日本糖尿病学会 ビグアナイド薬の適正使用を勧告

以下は、記事の抜粋です。


日本糖尿病学会の「ビグアナイド薬の適正使用に関する委員会」はこのほど、ビグアナイド(BG)薬の適正使用に関する「Recommendation」を発表した。BG薬の投与患者における乳酸アシドーシス症例を検討した結果、▽腎機能障害患者(透析患者を含む)▽過度のアルコール摂取、シックデイ、脱水などの患者▽心血管・肺機能障害、手術前後、肝機能障害などの患者▽高齢者――の特徴が認められたと指摘。禁忌や慎重投与となっている事項に違反した事例がほとんどだった。

また、指摘した特徴が、投与量や投与期間に一定の傾向は認められないことも報告。低用量の症例や、投与直後、数年後に発現した症例もあったとした。

腎機能障害患者については、メトグルコを除くBG薬では禁忌とされている。メトグルコは、中等度以上の腎機能障害では禁忌で、SCr値(酸素法)が男性1.3mg/dL、女性1.2mg/dL以上の患者には投与を推奨しないことを明記した。高齢者に関しては「SCr値が正常範囲内であっても実際の腎機能が低下していることがあるので、eGFRなども考慮して腎機能の評価を行う」よう求めた。

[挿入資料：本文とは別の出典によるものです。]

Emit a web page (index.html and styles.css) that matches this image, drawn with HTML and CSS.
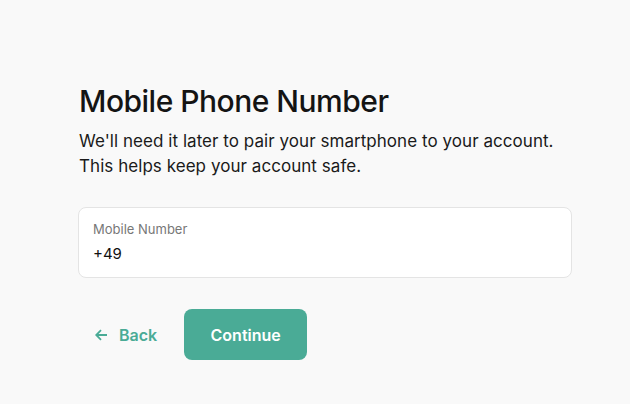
FILE: index.html
```html
<!DOCTYPE html>
<html>
<head>
<meta charset="utf-8">
<link rel="stylesheet" href="styles.css">
</head>
<body>
<main class="page">
  <h1 class="title">Mobile Phone Number</h1>
  <p class="lead">We'll need it later to pair your smartphone to your account.<br>This helps keep your account safe.</p>
  <div class="field">
    <span class="label">Mobile Number</span>
    <span class="value">+49</span>
  </div>
  <div class="actions">
    <button class="back"><svg width="13" height="12" viewBox="0 0 13 12"><path d="M12 6H1.5M6 1.2 1.2 6 6 10.8" fill="none" stroke="currentColor" stroke-width="1.8"/></svg>Back</button>
    <button class="continue">Continue</button>
  </div>
</main>
</body>
</html>
```
FILE: styles.css
```css
html, body { margin: 0; padding: 0; }
body {
  background: #f9f9f9;
  font-family: Inter, "Liberation Sans", sans-serif;
  color: #141414;
}
.page {
  padding: 83px 58px 0 79px;
  display: flex;
  flex-direction: column;
}
.title {
  margin: 0;
  font-size: 30px;
  font-weight: 500;
  line-height: 36px;
  letter-spacing: -0.5px;
}
.lead {
  margin: 10px 0 0;
  font-size: 17px;
  line-height: 25px;
  letter-spacing: 0.05px;
  color: #1a1a1a;
}
.field {
  margin: 28px 0 0 -1px;
  height: 71px;
  box-sizing: border-box;
  background: #fff;
  border: 1px solid #e4e4e4;
  border-radius: 8px;
  padding: 12px 14px;
  display: flex;
  flex-direction: column;
  gap: 5px;
}
.label { font-size: 13px; line-height: 18px; color: #777; }
.value { font-size: 15px; line-height: 22px; color: #111; }
.actions {
  margin-top: 31px;
  display: flex;
  align-items: center;
}
.back, .continue {
  font-family: inherit;
  font-size: 16px;
  font-weight: 600;
  border: 0;
  cursor: pointer;
}
.back {
  background: none;
  color: #4aab96;
  display: flex;
  align-items: center;
  gap: 11px;
  padding: 0 27px 0 16px;
  height: 51px;
}
.continue {
  background: #4aab96;
  color: #fff;
  width: 123px;
  height: 51px;
  border-radius: 8px;
}
```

過度のアルコール摂取や脱水などの患者については、注意・指導が必要な状態については禁忌。心血管・肺機能障害などの患者に関しては、心血管・肺機能障害、手術前後(食事制限のない小手術除く)は禁忌で、肝機能障害についてはメトグルコを除き禁忌。メトグルコは軽度~中等度までは慎重投与であることを明記した。

高齢者については、メトグルコ以外は禁忌。メトグルコについては、「慎重投与である」とし、「特に75歳以上の高齢者ではより慎重な判断が必要であり、原則として新規患者への投与を推奨しない」などと注意喚起した。


メトグルコ®という薬の成分はメトホルミンです。他にも、メルビン®というメトホルミン製剤があるのにどうしてメトグルコだけがOKで他は禁忌なのでしょうか?

メルビン®はメトグルコ®の先行品で、メデット®、グリコラン®などの後発品があります。日本ではそれまで、メルビン®の最大投与量が750mg/日(1錠250mg)、高齢者や軽度腎機能障害者にも投与禁忌とされてきました(今でも)。一方、欧米ではこの薬の規格はグルコファージ®500mg錠、850mg錠で、最大投与量も2550mg/日です。本剤は用量依存性に効果を発揮する薬ですので、750mg/日以上増量できない問題点が内外から指摘されていました。

日本でメルビン®などのメトホルミン製剤投与が制限されているのは、1970年代に同じビグアナイド剤の一つである「フェンフォルミン」で乳酸アシドーシスという重大な副作用が発生し、製造中止になったためです。しかし、1990年代にメトホルミンの大規模臨床試験が行なわれ、この薬の安全性と有効性が広く認められました。

大日本住友製薬は、早くメトホルミン高用量製剤の承認を得るために、高用量で使った臨床データが豊富なグルコファージ®を輸入し、新薬として治験承認申請をしました。その結果、現在の歪なルールができたそうです。